* START Data provided *

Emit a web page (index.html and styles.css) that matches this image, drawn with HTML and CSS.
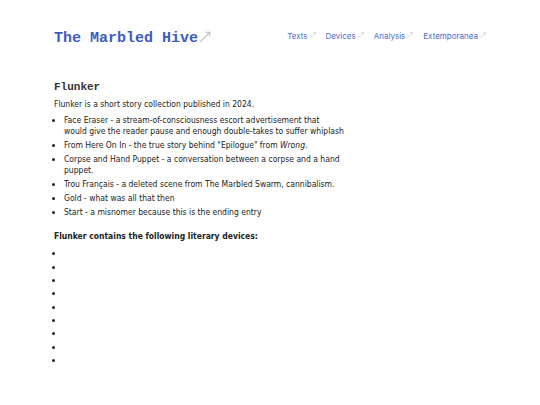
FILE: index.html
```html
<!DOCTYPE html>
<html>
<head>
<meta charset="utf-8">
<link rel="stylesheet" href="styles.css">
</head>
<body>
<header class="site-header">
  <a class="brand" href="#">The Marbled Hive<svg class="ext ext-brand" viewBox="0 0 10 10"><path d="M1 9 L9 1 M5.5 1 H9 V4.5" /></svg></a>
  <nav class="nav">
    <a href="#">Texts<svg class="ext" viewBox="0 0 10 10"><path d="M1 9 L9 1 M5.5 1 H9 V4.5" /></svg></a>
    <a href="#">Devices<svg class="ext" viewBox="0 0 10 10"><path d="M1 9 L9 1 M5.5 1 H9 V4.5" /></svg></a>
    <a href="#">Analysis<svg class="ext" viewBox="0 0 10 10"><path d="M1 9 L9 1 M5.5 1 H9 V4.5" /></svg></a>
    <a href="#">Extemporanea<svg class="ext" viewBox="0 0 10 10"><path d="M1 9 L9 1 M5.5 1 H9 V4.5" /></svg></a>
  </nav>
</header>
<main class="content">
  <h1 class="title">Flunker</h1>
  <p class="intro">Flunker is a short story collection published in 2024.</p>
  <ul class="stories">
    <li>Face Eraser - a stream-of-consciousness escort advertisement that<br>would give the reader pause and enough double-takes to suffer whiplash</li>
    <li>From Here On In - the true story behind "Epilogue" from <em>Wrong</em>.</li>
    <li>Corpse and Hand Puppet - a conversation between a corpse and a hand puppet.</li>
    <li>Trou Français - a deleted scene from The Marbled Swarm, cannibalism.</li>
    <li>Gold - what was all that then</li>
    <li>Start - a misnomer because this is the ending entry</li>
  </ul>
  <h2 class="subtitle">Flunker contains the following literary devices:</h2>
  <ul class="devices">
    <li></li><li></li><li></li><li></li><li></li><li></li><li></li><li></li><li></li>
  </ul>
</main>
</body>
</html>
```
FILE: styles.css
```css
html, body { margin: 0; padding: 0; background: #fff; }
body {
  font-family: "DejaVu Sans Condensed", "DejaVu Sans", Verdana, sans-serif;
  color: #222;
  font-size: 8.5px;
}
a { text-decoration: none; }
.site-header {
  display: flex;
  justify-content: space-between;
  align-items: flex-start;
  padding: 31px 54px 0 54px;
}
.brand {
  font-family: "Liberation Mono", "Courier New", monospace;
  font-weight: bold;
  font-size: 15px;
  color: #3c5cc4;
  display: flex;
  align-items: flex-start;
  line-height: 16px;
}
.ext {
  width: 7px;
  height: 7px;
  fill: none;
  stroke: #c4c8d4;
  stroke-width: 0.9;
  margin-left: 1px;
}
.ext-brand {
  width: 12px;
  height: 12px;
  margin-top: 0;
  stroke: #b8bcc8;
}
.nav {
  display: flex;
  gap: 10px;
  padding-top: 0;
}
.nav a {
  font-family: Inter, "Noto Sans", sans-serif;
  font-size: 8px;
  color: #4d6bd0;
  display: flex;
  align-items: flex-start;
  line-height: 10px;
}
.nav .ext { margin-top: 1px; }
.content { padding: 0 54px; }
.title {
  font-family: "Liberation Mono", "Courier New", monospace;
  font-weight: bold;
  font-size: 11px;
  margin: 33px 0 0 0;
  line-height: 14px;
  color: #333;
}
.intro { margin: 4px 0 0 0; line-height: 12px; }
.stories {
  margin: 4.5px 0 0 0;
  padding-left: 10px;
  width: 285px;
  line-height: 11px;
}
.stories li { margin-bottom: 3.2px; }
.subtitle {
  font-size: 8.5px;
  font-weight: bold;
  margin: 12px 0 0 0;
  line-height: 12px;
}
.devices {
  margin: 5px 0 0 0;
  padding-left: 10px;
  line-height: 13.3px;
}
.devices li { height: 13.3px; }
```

* END Data provided *

Task brief —
All of the material above needs to be restated exactly, with no pictures.

Expected answer —
Emit a web page (index.html and styles.css) that matches this image, drawn with HTML and CSS.
FILE: index.html
```html
<!DOCTYPE html>
<html>
<head>
<meta charset="utf-8">
<link rel="stylesheet" href="styles.css">
</head>
<body>
<header class="site-header">
  <a class="brand" href="#">The Marbled Hive<svg class="ext ext-brand" viewBox="0 0 10 10"><path d="M1 9 L9 1 M5.5 1 H9 V4.5" /></svg></a>
  <nav class="nav">
    <a href="#">Texts<svg class="ext" viewBox="0 0 10 10"><path d="M1 9 L9 1 M5.5 1 H9 V4.5" /></svg></a>
    <a href="#">Devices<svg class="ext" viewBox="0 0 10 10"><path d="M1 9 L9 1 M5.5 1 H9 V4.5" /></svg></a>
    <a href="#">Analysis<svg class="ext" viewBox="0 0 10 10"><path d="M1 9 L9 1 M5.5 1 H9 V4.5" /></svg></a>
    <a href="#">Extemporanea<svg class="ext" viewBox="0 0 10 10"><path d="M1 9 L9 1 M5.5 1 H9 V4.5" /></svg></a>
  </nav>
</header>
<main class="content">
  <h1 class="title">Flunker</h1>
  <p class="intro">Flunker is a short story collection published in 2024.</p>
  <ul class="stories">
    <li>Face Eraser - a stream-of-consciousness escort advertisement that<br>would give the reader pause and enough double-takes to suffer whiplash</li>
    <li>From Here On In - the true story behind "Epilogue" from <em>Wrong</em>.</li>
    <li>Corpse and Hand Puppet - a conversation between a corpse and a hand puppet.</li>
    <li>Trou Français - a deleted scene from The Marbled Swarm, cannibalism.</li>
    <li>Gold - what was all that then</li>
    <li>Start - a misnomer because this is the ending entry</li>
  </ul>
  <h2 class="subtitle">Flunker contains the following literary devices:</h2>
  <ul class="devices">
    <li></li><li></li><li></li><li></li><li></li><li></li><li></li><li></li><li></li>
  </ul>
</main>
</body>
</html>
```
FILE: styles.css
```css
html, body { margin: 0; padding: 0; background: #fff; }
body {
  font-family: "DejaVu Sans Condensed", "DejaVu Sans", Verdana, sans-serif;
  color: #222;
  font-size: 8.5px;
}
a { text-decoration: none; }
.site-header {
  display: flex;
  justify-content: space-between;
  align-items: flex-start;
  padding: 31px 54px 0 54px;
}
.brand {
  font-family: "Liberation Mono", "Courier New", monospace;
  font-weight: bold;
  font-size: 15px;
  color: #3c5cc4;
  display: flex;
  align-items: flex-start;
  line-height: 16px;
}
.ext {
  width: 7px;
  height: 7px;
  fill: none;
  stroke: #c4c8d4;
  stroke-width: 0.9;
  margin-left: 1px;
}
.ext-brand {
  width: 12px;
  height: 12px;
  margin-top: 0;
  stroke: #b8bcc8;
}
.nav {
  display: flex;
  gap: 10px;
  padding-top: 0;
}
.nav a {
  font-family: Inter, "Noto Sans", sans-serif;
  font-size: 8px;
  color: #4d6bd0;
  display: flex;
  align-items: flex-start;
  line-height: 10px;
}
.nav .ext { margin-top: 1px; }
.content { padding: 0 54px; }
.title {
  font-family: "Liberation Mono", "Courier New", monospace;
  font-weight: bold;
  font-size: 11px;
  margin: 33px 0 0 0;
  line-height: 14px;
  color: #333;
}
.intro { margin: 4px 0 0 0; line-height: 12px; }
.stories {
  margin: 4.5px 0 0 0;
  padding-left: 10px;
  width: 285px;
  line-height: 11px;
}
.stories li { margin-bottom: 3.2px; }
.subtitle {
  font-size: 8.5px;
  font-weight: bold;
  margin: 12px 0 0 0;
  line-height: 12px;
}
.devices {
  margin: 5px 0 0 0;
  padding-left: 10px;
  line-height: 13.3px;
}
.devices li { height: 13.3px; }
```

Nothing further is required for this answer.